BY CLAUDIA RUSSELL
Accessibility legislation could be a ‘win-win’ for employers and people with disabilities.
A recent national poll has revealed mass support for accessibility legislation. 80% of respondents said they support the introduction of minimum standards for disability access. Shockingly, New Zealand currently has no formal standards for building and transport accessibility. In conversation with Radio New Zealand, spokesperson Amy Hogan states that it is “completely pot luck” whether or not a place of work is accessible. This makes job hunting incredibly difficult for people with disabilities. “Rather than feeling like a professional, you feel like a problem,” says Amy, a wheelchair user herself. In fact, half of our disabled population are unemployed. What might be a small obstacle to an able-bodied person can, for others, be the difference between employment and unemployment. With the wealth of technology available in New Zealand, it shouldn’t be this way.
An Accessibility Act could be as simple as setting minimum standards for access to buildings and transport. It may also require major businesses to make their websites accessible for customers. Most employers actually support the idea, as it would bring in more customers and a wider pool of potential employees. They simply lack guidance as to how they can become accessible. This is where a set of detailed standards would help. It could be crafted with the input of business-owners to make sure the standards are achievable, and applied nationally. Advocacy group Access Alliance already has a legislative framework set out on their website. Some key points are:
The Act applies to all government departments, crown corporations, companies, organisations and any other entity that is regulated by statute. It will apply also to key corporately owned organisations operating in New Zealand.

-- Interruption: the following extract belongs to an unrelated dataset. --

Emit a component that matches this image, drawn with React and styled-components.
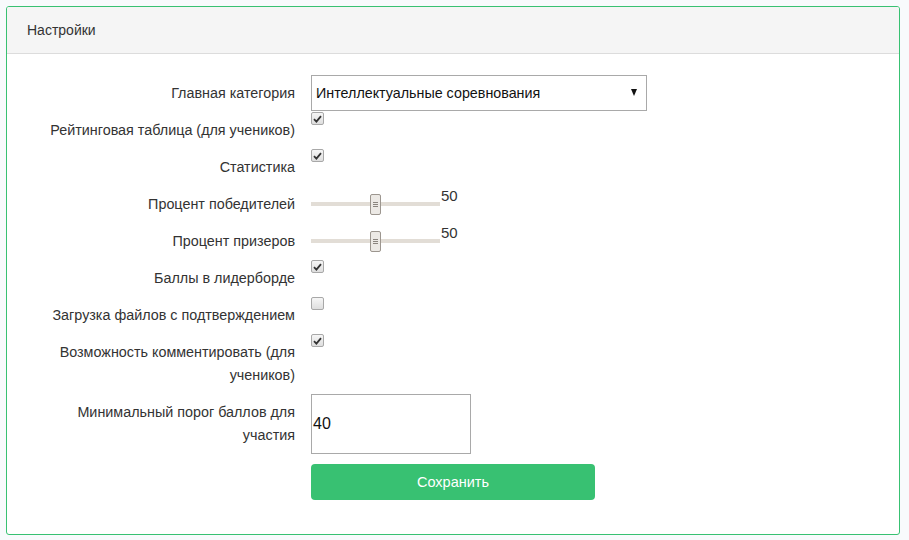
import React from "react";
import styled, { createGlobalStyle } from "styled-components";

const Global = createGlobalStyle`
  html, body { margin: 0; padding: 0; background: #f8fafc; }
  body { font-family: "Liberation Sans", Arial, sans-serif; font-size: 14px; color: #333; }
`;

const Page = styled.div`
  padding: 6px 9px 6px 6px;
`;

const Card = styled.div`
  border: 1px solid #38c172;
  border-radius: 3px;
  background: #fff;
  height: 527px;
  overflow: hidden;
`;

const CardHeader = styled.div`
  background: #f5f5f5;
  border-bottom: 1px solid #dcdcdc;
  height: 47px;
  padding: 0 20px;
  display: flex;
  align-items: center;
  font-size: 14px;
  color: #333;
  padding-bottom: 1px;
  box-sizing: border-box;
`;

const CardBody = styled.div`
  padding: 21px 0 0 32px;
`;

const Form = styled.div`
  display: grid;
  grid-template-columns: 256px 1fr;
  column-gap: 16px;
  align-items: start;
`;

const Label = styled.div`
  text-align: right;
  padding: 7px 0;
  line-height: 23px;
  font-size: 14.35px;
  color: #333;
`;

const Control = styled.div`
  display: flex;
  align-items: flex-start;
  min-height: 37px;
  box-sizing: border-box;
`;

const SelectBox = styled.div`
  width: 336px;
  height: 36px;
  box-sizing: border-box;
  border: 1px solid #a9a9a9;
  background: #fff;
  display: flex;
  align-items: center;
  justify-content: space-between;
  padding: 0 9px 0 4px;
  font-size: 14.3px;
  color: #111;
`;

const Arrow = styled.span`
  width: 0;
  height: 0;
  border-left: 3.5px solid transparent;
  border-right: 3.5px solid transparent;
  border-top: 7px solid #111;
  margin-top: -2px;
`;

const Check = styled.span`
  width: 13px;
  height: 13px;
  box-sizing: border-box;
  border: 1px solid #a8a8a8;
  border-radius: 2px;
  background: linear-gradient(#f6f6f6, #dedede);
  display: flex;
  align-items: center;
  justify-content: center;
`;

const SliderWrap = styled.div`
  display: flex;
  align-items: flex-start;
  padding-top: 5px;
`;

const Track = styled.div`
  position: relative;
  width: 129px;
  height: 4px;
  margin-top: 11px;
  background: #e2ddd6;
`;

const Thumb = styled.div`
  position: absolute;
  top: -8px;
  left: 59px;
  width: 11px;
  height: 21px;
  box-sizing: border-box;
  border: 1px solid #9c968f;
  border-radius: 2px;
  background: #ece9e5;
  display: flex;
  flex-direction: column;
  align-items: center;
  justify-content: center;
  gap: 1px;
`;

const Grip = styled.span`
  width: 5px;
  height: 1px;
  background: #8a847e;
`;

const SliderValue = styled.span`
  font-size: 15px;
  line-height: 17px;
  margin-left: 1px;
  margin-top: -4px;
  color: #333;
`;

const NumberInput = styled.div`
  width: 160px;
  height: 60px;
  box-sizing: border-box;
  border: 1px solid #a9a9a9;
  background: #fff;
  display: flex;
  align-items: center;
  padding-left: 1px;
  font-size: 16px;
  color: #111;
`;

const Button = styled.button`
  grid-column: 2;
  margin-top: 10px;
  width: 284px;
  height: 36px;
  border: none;
  border-radius: 4px;
  background: #38c172;
  color: #fff;
  font-family: "Liberation Sans", Arial, sans-serif;
  font-size: 14.5px;
  cursor: pointer;
`;

const CheckMark = () => (
  <svg width="9" height="8" viewBox="0 0 9 8">
    <path d="M1 4.2 L3.4 6.6 L8 1.2" fill="none" stroke="#333" strokeWidth="1.8" />
  </svg>
);

const CheckBox = ({ checked }) => <Check>{checked && <CheckMark />}</Check>;

const Slider = ({ value }) => (
  <SliderWrap>
    <Track>
      <Thumb>
        <Grip />
        <Grip />
        <Grip />
      </Thumb>
    </Track>
    <SliderValue>{value}</SliderValue>
  </SliderWrap>
);

const checks = [
  ["Рейтинговая таблица (для учеников)", true],
  ["Статистика", true],
];

export default function App() {
  return (
    <Page>
      <Global />
      <Card>
        <CardHeader>Настройки</CardHeader>
        <CardBody>
          <Form>
            <Label>Главная категория</Label>
            <Control>
              <SelectBox>
                <span>Интеллектуальные соревнования</span>
                <Arrow />
              </SelectBox>
            </Control>

            {checks.map(([t, c]) => (
              <React.Fragment key={t}>
                <Label>{t}</Label>
                <Control>
                  <CheckBox checked={c} />
                </Control>
              </React.Fragment>
            ))}

            <Label>Процент победителей</Label>
            <Control>
              <Slider value={50} />
            </Control>

            <Label>Процент призеров</Label>
            <Control>
              <Slider value={50} />
            </Control>

            <Label>Баллы в лидерборде</Label>
            <Control>
              <CheckBox checked />
            </Control>

            <Label>Загрузка файлов с подтверждением</Label>
            <Control>
              <CheckBox />
            </Control>

            <Label>Возможность комментировать (для учеников)</Label>
            <Control>
              <CheckBox checked />
            </Control>

            <Label>Минимальный порог баллов для участия</Label>
            <Control>
              <NumberInput>40</NumberInput>
            </Control>

            <Button>Сохранить</Button>
          </Form>
        </CardBody>
      </Card>
    </Page>
  );
}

- The Act sets a timeline of goals to be met from the date the legislation is enacted.
- It builds on existing disability and human rights acts, regulations and policies, ensuring that no existing rights are extinguished.

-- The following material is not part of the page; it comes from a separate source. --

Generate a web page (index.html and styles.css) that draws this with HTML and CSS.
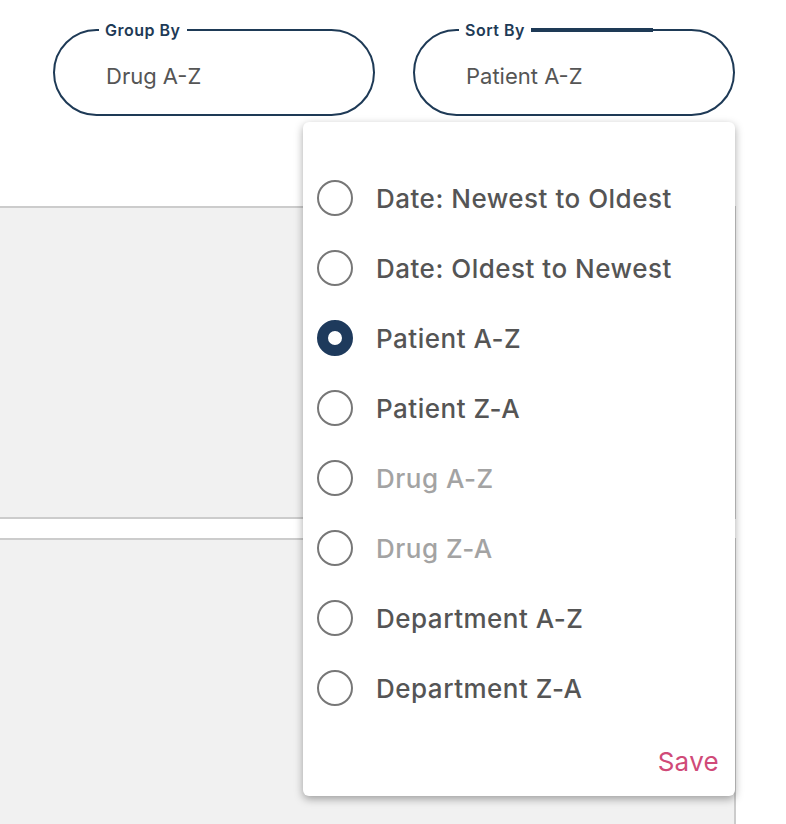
FILE: index.html
```html
<!DOCTYPE html>
<html>
<head>
<meta charset="utf-8">
<link rel="stylesheet" href="styles.css">
</head>
<body>
<div class="page">
  <div class="filters">
    <div class="pill">
      <span class="pill-label">Group By</span>
      <span class="pill-value">Drug A-Z</span>
    </div>
    <div class="pill">
      <span class="pill-label">Sort By</span>
      <span class="pill-accent"></span>
      <span class="pill-value">Patient A-Z</span>
    </div>
  </div>
  <div class="panels">
    <div class="panel panel-first"></div>
    <div class="panel panel-second"></div>
  </div>
  <div class="menu">
    <ul class="options">
      <li class="option"><span class="radio"></span><span class="option-text">Date: Newest to Oldest</span></li>
      <li class="option"><span class="radio"></span><span class="option-text">Date: Oldest to Newest</span></li>
      <li class="option"><span class="radio radio-on"></span><span class="option-text">Patient A-Z</span></li>
      <li class="option"><span class="radio"></span><span class="option-text">Patient Z-A</span></li>
      <li class="option option-disabled"><span class="radio"></span><span class="option-text">Drug A-Z</span></li>
      <li class="option option-disabled"><span class="radio"></span><span class="option-text">Drug Z-A</span></li>
      <li class="option"><span class="radio"></span><span class="option-text">Department A-Z</span></li>
      <li class="option"><span class="radio"></span><span class="option-text">Department Z-A</span></li>
    </ul>
    <div class="menu-footer"><span class="save">Save</span></div>
  </div>
</div>
</body>
</html>
```

FILE: styles.css
```css
* { box-sizing: border-box; }
html, body {
  margin: 0;
  padding: 0;
  background: #ffffff;
  font-family: "Inter", "Liberation Sans", sans-serif;
  overflow: hidden;
}
.page {
  position: relative;
  width: 786px;
  height: 824px;
}
.filters {
  display: flex;
  gap: 38px;
  padding: 29px 0 0 53px;
}
.pill {
  position: relative;
  width: 322px;
  height: 87px;
  border: 2px solid #1e3a56;
  border-radius: 44px;
  display: flex;
  align-items: center;
  padding: 7px 0 0 51px;
}
.pill-label {
  position: absolute;
  top: -12px;
  left: 44px;
  padding: 0 6px;
  background: #fff;
  color: #1e3a56;
  font-size: 16px;
  font-weight: 600;
  letter-spacing: 0.5px;
  line-height: 22px;
}
.pill-accent {
  position: absolute;
  top: -3px;
  left: 116px;
  width: 122px;
  height: 4px;
  background: #1e3a56;
}
.pill-value {
  color: #555555;
  font-size: 22px;
  font-weight: 400;
}
.panels {
  margin-top: 90px;
  display: flex;
  flex-direction: column;
  gap: 19px;
  width: 736px;
}
.panel {
  background: #f1f1f1;
  border-top: 2px solid #cccccc;
  border-right: 2px solid #cccccc;
}
.panel-first {
  height: 313px;
  border-bottom: 2px solid #cccccc;
}
.panel-second {
  height: 300px;
}
.menu {
  position: absolute;
  left: 303px;
  top: 122px;
  width: 432px;
  height: 674px;
  background: #fff;
  border-radius: 6px;
  box-shadow: 0 3px 8px rgba(0, 0, 0, 0.35);
  padding-top: 41px;
}
.options {
  list-style: none;
  margin: 0;
  padding: 0;
}
.option {
  height: 70px;
  display: flex;
  align-items: center;
  padding-left: 14px;
  gap: 23px;
}
.radio {
  width: 36px;
  height: 36px;
  border: 2px solid #777777;
  border-radius: 50%;
  flex: none;
}
.radio-on {
  border: 11px solid #1e3a5c;
}
.option-text {
  color: #555555;
  font-size: 26px;
  font-weight: 500;
  letter-spacing: 0.5px;
}
.option-disabled .option-text {
  color: #a3a3a3;
}
.menu-footer {
  display: flex;
  justify-content: flex-end;
  padding: 23px 16px 0 0;
}
.save {
  color: #d04a78;
  font-size: 26px;
  font-weight: 400;
  letter-spacing: 0.3px;
}
```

- The Act would be enforceable by law. It will provide avenues for people who encounter obstacles which are in violation of the act to make formal complaints.
The proposed legislation does not need to be any more onerous than health and safety laws for employers. As a signatory to the United Nations Convention on the Rights of Persons with Disabilities, we are technically obliged to provide nationwide accessibility. The longer New Zealand continues without a framework, the more we limit the potential of our people.
Accessibility affects this country more than one tends to realise. Nearly a quarter of New Zealanders identify as disabled, a total of 1.1 million. This figure aside, consider the sheer number of us who are likely to lose our ability to walk, see or hear effectively as we age. Even the young and fit are prone to temporary disability such as broken bones and sprains. Thus as lawyer and disability rights advocate David Lepofsky explains that “the barriers that hurt individuals with disabilities… hurt everybody and fixing those barriers helps everybody.” If you’re going to a restaurant with your friend who is wheelchair-bound, you’re not going to leave the friend outside once you find out it isn’t wheelchair accessible. Instead, you go to another restaurant. That business has just lost two customers. “Good accessibility standards should be a money-maker for businesses,” he states. The result, it seems, would be win-win.